In mid-March, the House of Representativespassed a reauthorization of the 1994 legislation that provides victims of intimate partner violence and sexual violence with resources. Some Republicans called the gun provisions “partisan”, as if gun violence cared what party lines victims voted on. In 2018, funding for the same legislation ran out when mostly Republican members of Congress couldn’t agree on (among other things) provisions related to gun ownership, including the boyfriend loophole.

The NRA is outright against the VAW for what would appear to be obvious reasons. When half of mass shootings are perpetrated by domestic abusers we are forced to ask the uncomfortable question: How many gun owners are also abusers, or abusers in training? When an abusive partner has access to a gun, a domestic violence victim is five times more likely to be killed. That’s a statistic nobody should be comfortable with,

Of course, not all gun owners beat, threaten and shoot their family — far from it. Indeed, knowing that many decent people are gun-owners makes me wonder why so many on the right are against reasonable legislation that limits people from lawful gun ownership when they have a criminal record of violence or, say, a restraining order against them. And why do we see so much pushback when there are clear, statistical links to gun violence and domestic violence? Is the NRA worried that if the VAW act were passed by the Senate, then it would drastically limit the number of people able to purchase a firearm? If those people are domestic abusers, why is that a problem?
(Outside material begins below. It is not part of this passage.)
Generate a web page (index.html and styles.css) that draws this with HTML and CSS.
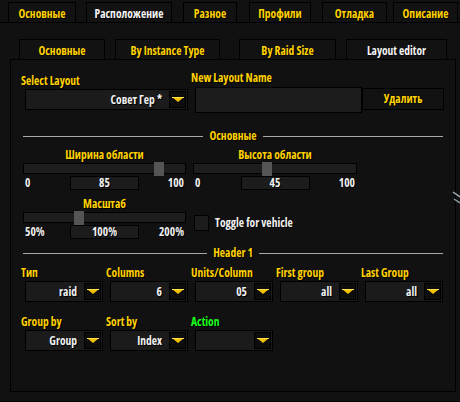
FILE: index.html
```html
<!DOCTYPE html>
<html>
<head>
<meta charset="utf-8">
<link rel="stylesheet" href="styles.css">
</head>
<body>
<div class="frame">
  <div class="tabs">
    <div class="tab t1">Основные</div>
    <div class="tab t2 active">Расположение</div>
    <div class="tab t3">Разное</div>
    <div class="tab t4">Профили</div>
    <div class="tab t5">Отладка</div>
    <div class="tab t6">Описание</div>
  </div>
  <div class="outer">
    <div class="subtabs">
      <div class="subtab s1">Основные</div>
      <div class="subtab s2">By Instance Type</div>
      <div class="subtab s3">By Raid Size</div>
      <div class="subtab s4 active">Layout editor</div>
    </div>
    <div class="panel">
      <div class="row-a">
        <div class="grp-select">
          <div class="label">Select Layout</div>
          <div class="dropdown dd-wide">
            <span class="dd-text">Совет Гер *</span>
            <span class="dd-btn"><svg width="12" height="6" viewBox="0 0 12 6"><polygon points="0,0 12,0 6,5" fill="#f2c200"/><rect x="0" y="0" width="12" height="1" fill="#ffe24a"/></svg></span>
          </div>
        </div>
        <div class="grp-name">
          <div class="label">New Layout Name</div>
          <div class="input"></div>
        </div>
        <div class="btn">Удалить</div>
      </div>

      <div class="heading h-main"><span class="line"></span><span class="htext">Основные</span><span class="line"></span></div>

      <div class="slider-row">
        <div class="slider">
          <div class="label center">Ширина области</div>
          <div class="track"><span class="thumb" style="left:130px"></span></div>
          <div class="vals"><span class="vmin">0</span><span class="vbox">85</span><span class="vmax">100</span></div>
        </div>
        <div class="slider s-right">
          <div class="label center">Высота области</div>
          <div class="track"><span class="thumb" style="left:68px"></span></div>
          <div class="vals"><span class="vmin">0</span><span class="vbox">45</span><span class="vmax">100</span></div>
        </div>
      </div>

      <div class="slider-row row-scale">
        <div class="slider">
          <div class="label center">Масштаб</div>
          <div class="track"><span class="thumb" style="left:50px"></span></div>
          <div class="vals"><span class="vmin">50%</span><span class="vbox">100%</span><span class="vmax">200%</span></div>
        </div>
        <div class="check">
          <span class="box"></span><span class="ctext">Toggle for vehicle</span>
        </div>
      </div>

      <div class="heading h-header"><span class="line"></span><span class="htext">Header 1</span><span class="line"></span></div>

      <div class="dd-row r1">
        <div class="col"><div class="label">Тип</div><div class="dropdown"><span class="dd-text">raid</span><span class="dd-btn"><svg width="12" height="6" viewBox="0 0 12 6"><polygon points="0,0 12,0 6,5" fill="#f2c200"/><rect x="0" y="0" width="12" height="1" fill="#ffe24a"/></svg></span></div></div>
        <div class="col"><div class="label">Columns</div><div class="dropdown"><span class="dd-text">6</span><span class="dd-btn"><svg width="12" height="6" viewBox="0 0 12 6"><polygon points="0,0 12,0 6,5" fill="#f2c200"/><rect x="0" y="0" width="12" height="1" fill="#ffe24a"/></svg></span></div></div>
        <div class="col"><div class="label">Units/Column</div><div class="dropdown"><span class="dd-text">05</span><span class="dd-btn"><svg width="12" height="6" viewBox="0 0 12 6"><polygon points="0,0 12,0 6,5" fill="#f2c200"/><rect x="0" y="0" width="12" height="1" fill="#ffe24a"/></svg></span></div></div>
        <div class="col"><div class="label">First group</div><div class="dropdown"><span class="dd-text">all</span><span class="dd-btn"><svg width="12" height="6" viewBox="0 0 12 6"><polygon points="0,0 12,0 6,5" fill="#f2c200"/><rect x="0" y="0" width="12" height="1" fill="#ffe24a"/></svg></span></div></div>
        <div class="col"><div class="label">Last Group</div><div class="dropdown"><span class="dd-text">all</span><span class="dd-btn"><svg width="12" height="6" viewBox="0 0 12 6"><polygon points="0,0 12,0 6,5" fill="#f2c200"/><rect x="0" y="0" width="12" height="1" fill="#ffe24a"/></svg></span></div></div>
      </div>

      <div class="dd-row r2">
        <div class="col"><div class="label">Group by</div><div class="dropdown"><span class="dd-text">Group</span><span class="dd-btn"><svg width="12" height="6" viewBox="0 0 12 6"><polygon points="0,0 12,0 6,5" fill="#f2c200"/><rect x="0" y="0" width="12" height="1" fill="#ffe24a"/></svg></span></div></div>
        <div class="col"><div class="label">Sort by</div><div class="dropdown"><span class="dd-text">Index</span><span class="dd-btn"><svg width="12" height="6" viewBox="0 0 12 6"><polygon points="0,0 12,0 6,5" fill="#f2c200"/><rect x="0" y="0" width="12" height="1" fill="#ffe24a"/></svg></span></div></div>
        <div class="col"><div class="label green">Action</div><div class="dropdown"><span class="dd-text"></span><span class="dd-btn"><svg width="12" height="6" viewBox="0 0 12 6"><polygon points="0,0 12,0 6,5" fill="#f2c200"/><rect x="0" y="0" width="12" height="1" fill="#ffe24a"/></svg></span></div></div>
      </div>
    </div>
    <svg class="grip" width="8" height="16" viewBox="0 0 8 16"><path d="M1 1 L8 6" stroke="#9fb0b8" stroke-width="1.5" fill="none"/><path d="M2 8 L8 12" stroke="#8a9aa0" stroke-width="1.5" fill="none"/></svg>
  </div>
</div>
</body>
</html>
```

FILE: styles.css
```css
* { box-sizing: border-box; }
html, body {
  margin: 0;
  padding: 0;
  background: #111111;
}
body {
  width: 460px;
  height: 402px;
  overflow: hidden;
  font-family: "Open Sans", "Liberation Sans", sans-serif;
  font-stretch: condensed;
  font-weight: bold;
  font-size: 11.5px;
  line-height: 14px;
  color: #ffd100;
  text-shadow: 1px 1px 0 #000;
}
.frame { width: 460px; height: 402px; }

.tabs {
  display: flex;
  height: 22px;
  padding-top: 2px;
}
.tab {
  height: 20px;
  border: 1px solid #000;
  border-bottom: none;
  padding-top: 4px;
  text-align: center;
  white-space: nowrap;
  background: #121212;
}
.tab.active, .subtab.active { color: #f4f4f4; }
.t1 { margin-left: 8px; width: 68px; }
.t2 { margin-left: 10px; width: 86px; }
.t3 { margin-left: 11px; width: 54px; }
.t4 { margin-left: 12px; width: 62px; }
.t5 { margin-left: 11px; width: 65px; }
.t6 { margin-left: 6px; width: 65px; }

.outer {
  position: relative;
  height: 380px;
  border-top: 1px solid #000;
  border-bottom: 1px solid #000;
  padding-left: 10px;
}
.subtabs {
  display: flex;
  height: 36px;
  padding-top: 16px;
}
.subtab {
  height: 20px;
  border: 1px solid #000;
  border-bottom: none;
  padding-top: 4px;
  text-align: center;
  white-space: nowrap;
  background: #121212;
}
.s1 { margin-left: 9px; width: 86px; }
.s2 { margin-left: 10px; width: 105px; }
.s3 { margin-left: 19px; width: 97px; }
.s4 { margin-left: 10px; width: 101px; }

.panel {
  width: 446px;
  height: 333px;
  border: 1px solid #000;
  padding-left: 10px;
}

.label { white-space: nowrap; }
.label.center { text-align: center; }
.label.green { color: #1eff1e; }

.row-a {
  display: flex;
  align-items: flex-start;
  padding-top: 14px;
}
.grp-select { width: 170px; }
.grp-name { width: 171px; margin-top: -3px; }

.dropdown {
  margin-left: 4px;
  margin-top: 1px;
  width: 78px;
  height: 21px;
  border: 1px solid #000;
  background: #1b1b1b;
  display: flex;
  align-items: center;
  justify-content: flex-end;
  padding-right: 1px;
}
.dd-wide { width: 163px; padding-right: 1px; }
.dd-text {
  color: #f0f0f0;
  padding-right: 7px;
  white-space: nowrap;
}
.dd-btn {
  width: 17px;
  height: 17px;
  border: 1px solid #000;
  background: #0d0d0d;
  display: flex;
  align-items: center;
  justify-content: center;
}
.dd-btn svg { display: block; margin-top: 1px; }

.input {
  margin-left: 4px;
  margin-top: 2px;
  width: 167px;
  height: 26px;
  border: 1px solid #000;
  background: #1c1c1c;
}
.btn {
  margin-top: 14px;
  width: 82px;
  height: 22px;
  border: 1px solid #000;
  background: #121212;
  text-align: center;
  line-height: 20px;
}

.heading {
  display: flex;
  align-items: center;
  margin-left: 2px;
  width: 420px;
  height: 12px;
  line-height: 12px;
}
.heading .line {
  flex: 1;
  height: 1px;
  background: #a8a8a8;
}
.heading .htext { padding: 0 6px; }
.h-main { margin-top: 17px; }
.h-header { margin-top: 8px; }

.slider-row {
  display: flex;
  margin-top: 6px;
  padding-left: 2px;
}
.row-scale { margin-top: 7px; }
.slider { width: 163px; }
.s-right { width: 164px; margin-left: 7px; }
.track {
  position: relative;
  margin-top: 1px;
  height: 11px;
  border: 1px solid #000;
  background: #1e1e1e;
}
.thumb {
  position: absolute;
  top: -2px;
  width: 10px;
  height: 14px;
  background: #555555;
}
.vals {
  display: grid;
  grid-template-columns: 1fr 69px 1fr;
  margin-top: 2px;
  height: 14px;
  color: #f0f0f0;
  line-height: 14px;
}
.vmin { padding-left: 2px; }
.vmax { text-align: right; padding-right: 2px; }
.vbox {
  border: 1px solid #000;
  background: #1c1c1c;
  text-align: center;
  line-height: 12px;
}

.check {
  display: flex;
  align-items: center;
  margin-left: 8px;
  margin-top: 18px;
  height: 16px;
}
.check .box {
  width: 15px;
  height: 16px;
  border: 1px solid #000;
  background: #1c1c1c;
}
.check .ctext { color: #f0f0f0; margin-left: 6px; }

.dd-row { display: flex; }
.dd-row .col { width: 85px; }
.r1 { margin-top: 7px; }
.r2 { margin-top: 13px; }

.grip {
  position: absolute;
  left: 452px;
  top: 168px;
}
```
With targeted marketing campaigns, the NRA has attempted to sidestep uncomfortable links between intimate partner violence and guns, and police brutality against Black people and guns, but the numbers speak for themselves. With advertising campaigns like “Consider your man card reissued” by Bushmaster in 2009, gun makers are pandering to the insecurities of men and then arming them to the teeth. And by opposing reasonable gun legislation included in the VAW act, the NRA appears to be doing everything in its power to keep firearms in the hands of abusers.

If we don’t pressure our Senators to pass the VAW, along with the boyfriend loophole, the consequences are not difficult to predict. We will see many more shootings in what has already been a bloody start to the year. And women in America will have had their lives sacrificed for the comfort of men who would prefer to look the other way.